- DATASET EXCERPT:
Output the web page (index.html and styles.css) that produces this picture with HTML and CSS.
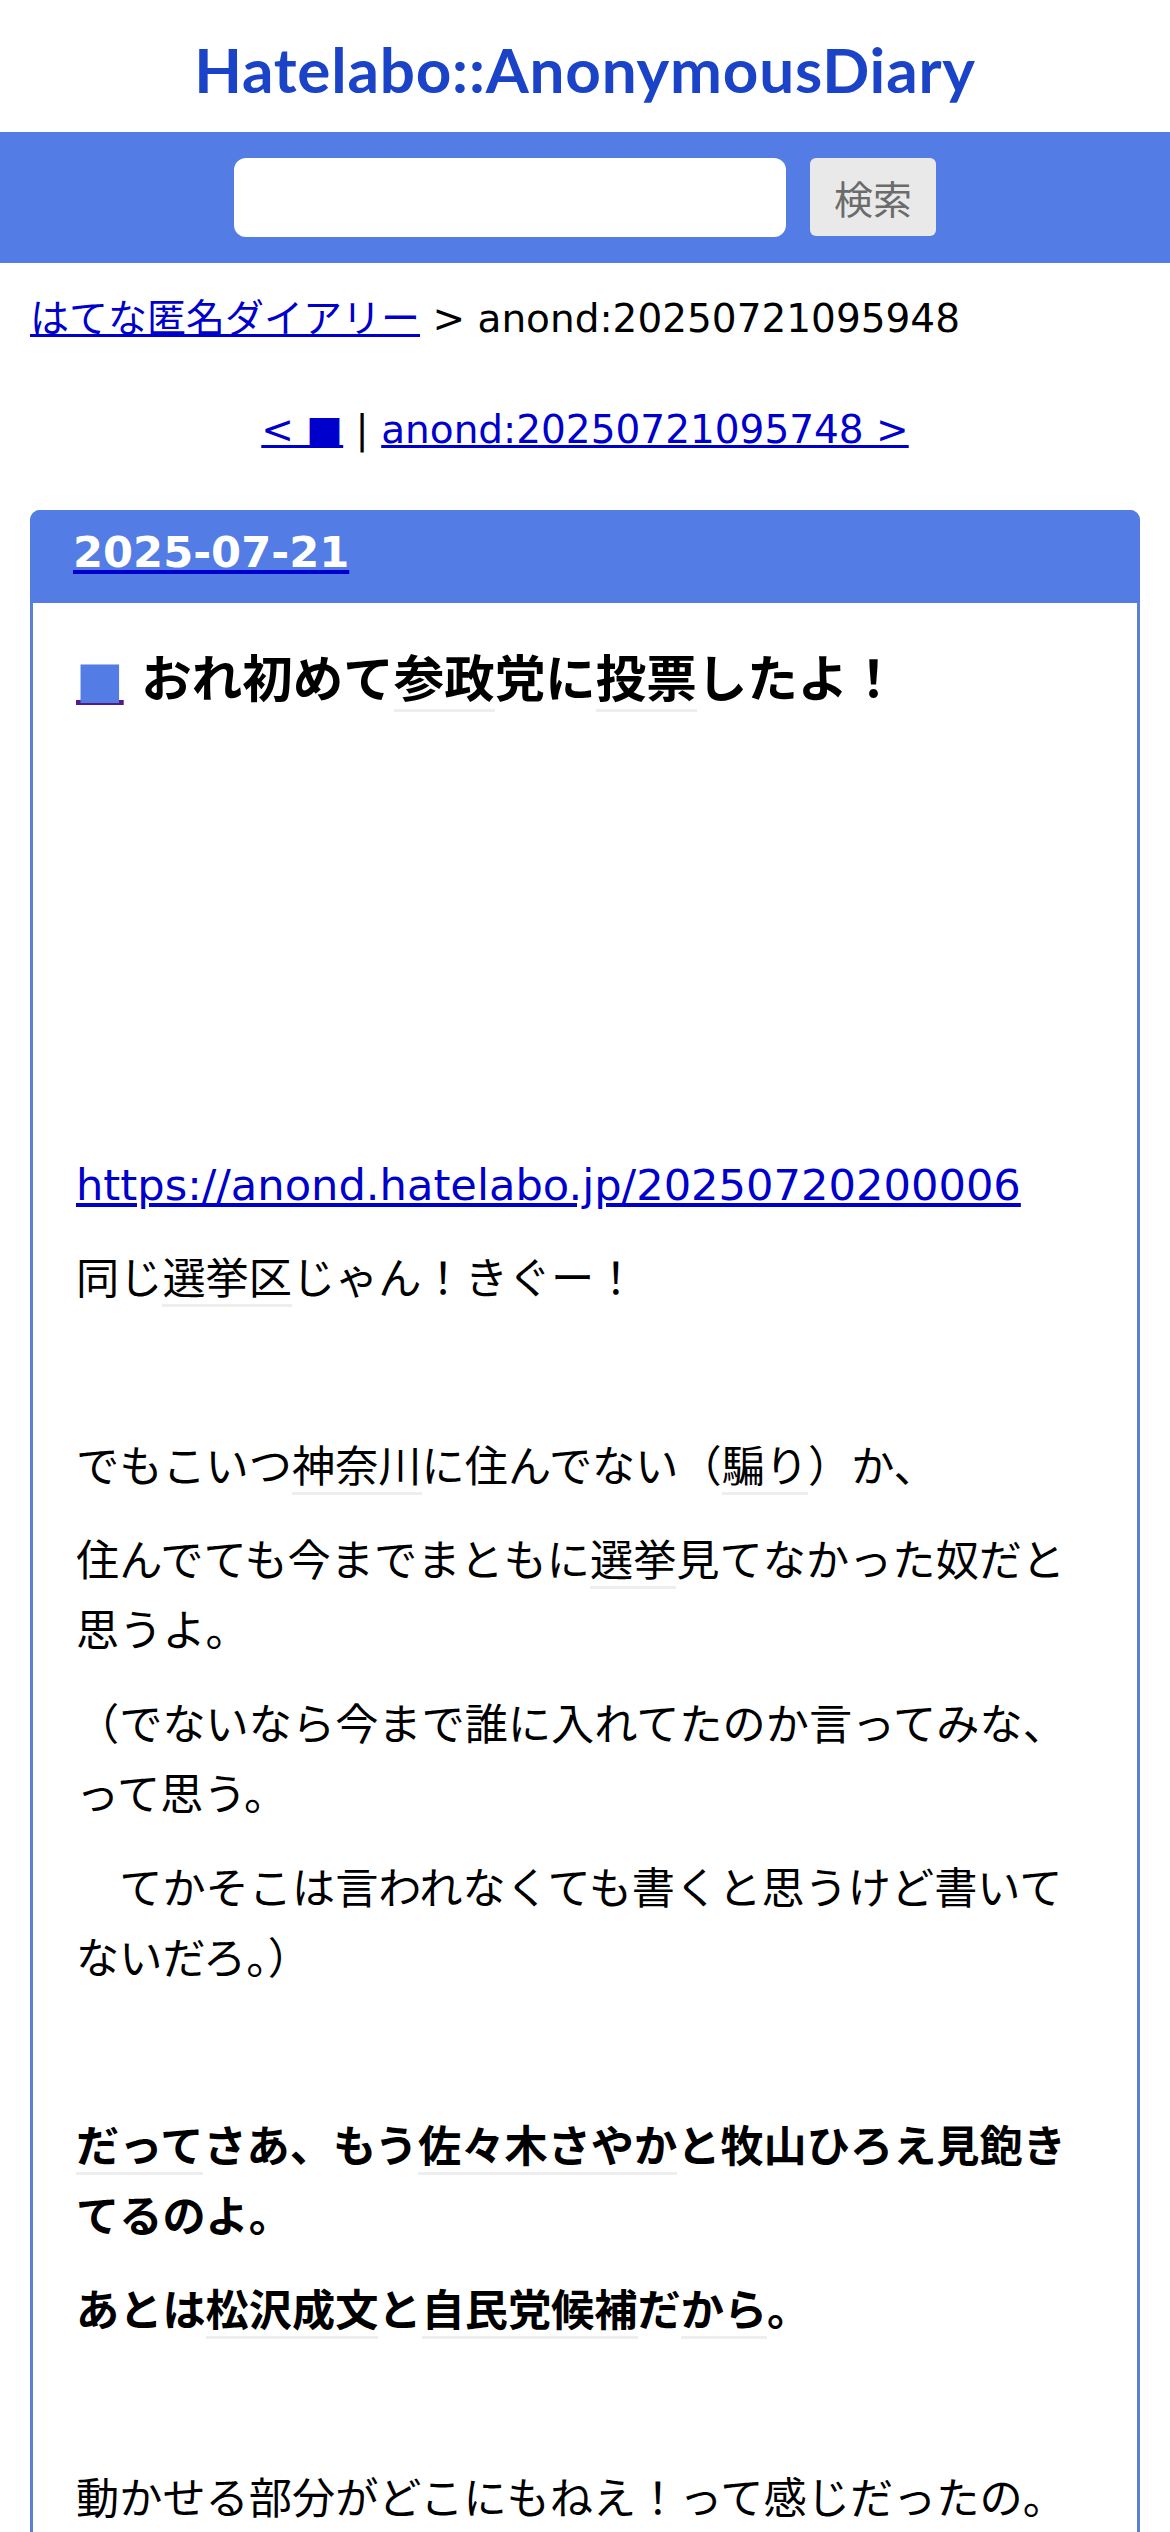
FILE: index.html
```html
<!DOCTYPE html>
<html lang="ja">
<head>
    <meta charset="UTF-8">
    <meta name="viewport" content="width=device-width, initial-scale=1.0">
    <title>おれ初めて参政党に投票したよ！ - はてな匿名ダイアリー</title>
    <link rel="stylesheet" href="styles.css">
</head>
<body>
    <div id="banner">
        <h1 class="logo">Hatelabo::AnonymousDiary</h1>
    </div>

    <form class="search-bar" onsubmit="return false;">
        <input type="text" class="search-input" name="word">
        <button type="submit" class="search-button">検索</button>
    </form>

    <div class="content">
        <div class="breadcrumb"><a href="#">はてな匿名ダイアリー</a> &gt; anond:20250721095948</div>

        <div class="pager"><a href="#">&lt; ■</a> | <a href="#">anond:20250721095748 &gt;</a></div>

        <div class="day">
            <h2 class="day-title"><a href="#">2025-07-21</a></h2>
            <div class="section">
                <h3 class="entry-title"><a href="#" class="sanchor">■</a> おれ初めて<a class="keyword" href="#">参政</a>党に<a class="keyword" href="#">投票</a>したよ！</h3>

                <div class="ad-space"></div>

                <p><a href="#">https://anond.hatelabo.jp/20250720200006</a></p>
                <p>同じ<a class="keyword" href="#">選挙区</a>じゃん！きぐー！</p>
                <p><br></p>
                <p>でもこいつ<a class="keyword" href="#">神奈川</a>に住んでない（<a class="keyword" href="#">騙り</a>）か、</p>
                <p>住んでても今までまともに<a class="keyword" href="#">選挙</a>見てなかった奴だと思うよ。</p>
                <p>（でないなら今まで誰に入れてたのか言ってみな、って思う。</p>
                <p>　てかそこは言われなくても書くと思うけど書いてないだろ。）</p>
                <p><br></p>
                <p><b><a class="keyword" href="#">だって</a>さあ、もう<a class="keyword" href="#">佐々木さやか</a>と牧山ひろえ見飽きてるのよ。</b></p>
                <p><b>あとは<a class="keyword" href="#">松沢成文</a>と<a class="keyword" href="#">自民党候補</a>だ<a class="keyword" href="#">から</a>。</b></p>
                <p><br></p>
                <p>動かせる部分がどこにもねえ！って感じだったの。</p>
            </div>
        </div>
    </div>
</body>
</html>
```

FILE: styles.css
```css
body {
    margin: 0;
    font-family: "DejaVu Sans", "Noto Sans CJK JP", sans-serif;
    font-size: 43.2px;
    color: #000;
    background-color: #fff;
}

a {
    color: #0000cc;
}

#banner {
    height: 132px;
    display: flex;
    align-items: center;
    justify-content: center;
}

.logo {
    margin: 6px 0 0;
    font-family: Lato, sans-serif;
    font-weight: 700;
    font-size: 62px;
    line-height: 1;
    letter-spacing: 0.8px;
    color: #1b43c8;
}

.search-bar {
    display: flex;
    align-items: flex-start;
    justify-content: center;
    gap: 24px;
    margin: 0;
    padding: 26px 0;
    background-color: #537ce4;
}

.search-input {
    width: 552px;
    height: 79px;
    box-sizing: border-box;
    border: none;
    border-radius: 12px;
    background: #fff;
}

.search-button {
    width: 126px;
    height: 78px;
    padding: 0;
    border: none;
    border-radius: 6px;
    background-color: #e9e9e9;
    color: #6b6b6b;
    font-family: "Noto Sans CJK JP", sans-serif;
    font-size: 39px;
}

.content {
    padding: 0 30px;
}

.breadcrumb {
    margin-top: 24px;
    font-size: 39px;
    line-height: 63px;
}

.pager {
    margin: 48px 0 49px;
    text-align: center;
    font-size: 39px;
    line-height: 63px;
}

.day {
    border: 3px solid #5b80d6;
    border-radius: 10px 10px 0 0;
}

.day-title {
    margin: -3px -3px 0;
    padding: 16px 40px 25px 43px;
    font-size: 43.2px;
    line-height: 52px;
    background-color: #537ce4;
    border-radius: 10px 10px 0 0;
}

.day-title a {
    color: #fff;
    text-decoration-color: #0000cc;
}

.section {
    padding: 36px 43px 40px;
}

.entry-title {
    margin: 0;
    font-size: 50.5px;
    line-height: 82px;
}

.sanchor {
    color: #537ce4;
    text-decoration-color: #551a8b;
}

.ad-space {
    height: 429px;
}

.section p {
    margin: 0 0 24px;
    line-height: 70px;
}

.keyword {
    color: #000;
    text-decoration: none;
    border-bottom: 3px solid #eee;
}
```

- EXERCISE PROMPT:
Give the material again exactly as it is, but keep the pictures out.

- SOLUTION:
Output the web page (index.html and styles.css) that produces this picture with HTML and CSS.
FILE: index.html
```html
<!DOCTYPE html>
<html lang="ja">
<head>
    <meta charset="UTF-8">
    <meta name="viewport" content="width=device-width, initial-scale=1.0">
    <title>おれ初めて参政党に投票したよ！ - はてな匿名ダイアリー</title>
    <link rel="stylesheet" href="styles.css">
</head>
<body>
    <div id="banner">
        <h1 class="logo">Hatelabo::AnonymousDiary</h1>
    </div>

    <form class="search-bar" onsubmit="return false;">
        <input type="text" class="search-input" name="word">
        <button type="submit" class="search-button">検索</button>
    </form>

    <div class="content">
        <div class="breadcrumb"><a href="#">はてな匿名ダイアリー</a> &gt; anond:20250721095948</div>

        <div class="pager"><a href="#">&lt; ■</a> | <a href="#">anond:20250721095748 &gt;</a></div>

        <div class="day">
            <h2 class="day-title"><a href="#">2025-07-21</a></h2>
            <div class="section">
                <h3 class="entry-title"><a href="#" class="sanchor">■</a> おれ初めて<a class="keyword" href="#">参政</a>党に<a class="keyword" href="#">投票</a>したよ！</h3>

                <div class="ad-space"></div>

                <p><a href="#">https://anond.hatelabo.jp/20250720200006</a></p>
                <p>同じ<a class="keyword" href="#">選挙区</a>じゃん！きぐー！</p>
                <p><br></p>
                <p>でもこいつ<a class="keyword" href="#">神奈川</a>に住んでない（<a class="keyword" href="#">騙り</a>）か、</p>
                <p>住んでても今までまともに<a class="keyword" href="#">選挙</a>見てなかった奴だと思うよ。</p>
                <p>（でないなら今まで誰に入れてたのか言ってみな、って思う。</p>
                <p>　てかそこは言われなくても書くと思うけど書いてないだろ。）</p>
                <p><br></p>
                <p><b><a class="keyword" href="#">だって</a>さあ、もう<a class="keyword" href="#">佐々木さやか</a>と牧山ひろえ見飽きてるのよ。</b></p>
                <p><b>あとは<a class="keyword" href="#">松沢成文</a>と<a class="keyword" href="#">自民党候補</a>だ<a class="keyword" href="#">から</a>。</b></p>
                <p><br></p>
                <p>動かせる部分がどこにもねえ！って感じだったの。</p>
            </div>
        </div>
    </div>
</body>
</html>
```

FILE: styles.css
```css
body {
    margin: 0;
    font-family: "DejaVu Sans", "Noto Sans CJK JP", sans-serif;
    font-size: 43.2px;
    color: #000;
    background-color: #fff;
}

a {
    color: #0000cc;
}

#banner {
    height: 132px;
    display: flex;
    align-items: center;
    justify-content: center;
}

.logo {
    margin: 6px 0 0;
    font-family: Lato, sans-serif;
    font-weight: 700;
    font-size: 62px;
    line-height: 1;
    letter-spacing: 0.8px;
    color: #1b43c8;
}

.search-bar {
    display: flex;
    align-items: flex-start;
    justify-content: center;
    gap: 24px;
    margin: 0;
    padding: 26px 0;
    background-color: #537ce4;
}

.search-input {
    width: 552px;
    height: 79px;
    box-sizing: border-box;
    border: none;
    border-radius: 12px;
    background: #fff;
}

.search-button {
    width: 126px;
    height: 78px;
    padding: 0;
    border: none;
    border-radius: 6px;
    background-color: #e9e9e9;
    color: #6b6b6b;
    font-family: "Noto Sans CJK JP", sans-serif;
    font-size: 39px;
}

.content {
    padding: 0 30px;
}

.breadcrumb {
    margin-top: 24px;
    font-size: 39px;
    line-height: 63px;
}

.pager {
    margin: 48px 0 49px;
    text-align: center;
    font-size: 39px;
    line-height: 63px;
}

.day {
    border: 3px solid #5b80d6;
    border-radius: 10px 10px 0 0;
}

.day-title {
    margin: -3px -3px 0;
    padding: 16px 40px 25px 43px;
    font-size: 43.2px;
    line-height: 52px;
    background-color: #537ce4;
    border-radius: 10px 10px 0 0;
}

.day-title a {
    color: #fff;
    text-decoration-color: #0000cc;
}

.section {
    padding: 36px 43px 40px;
}

.entry-title {
    margin: 0;
    font-size: 50.5px;
    line-height: 82px;
}

.sanchor {
    color: #537ce4;
    text-decoration-color: #551a8b;
}

.ad-space {
    height: 429px;
}

.section p {
    margin: 0 0 24px;
    line-height: 70px;
}

.keyword {
    color: #000;
    text-decoration: none;
    border-bottom: 3px solid #eee;
}
```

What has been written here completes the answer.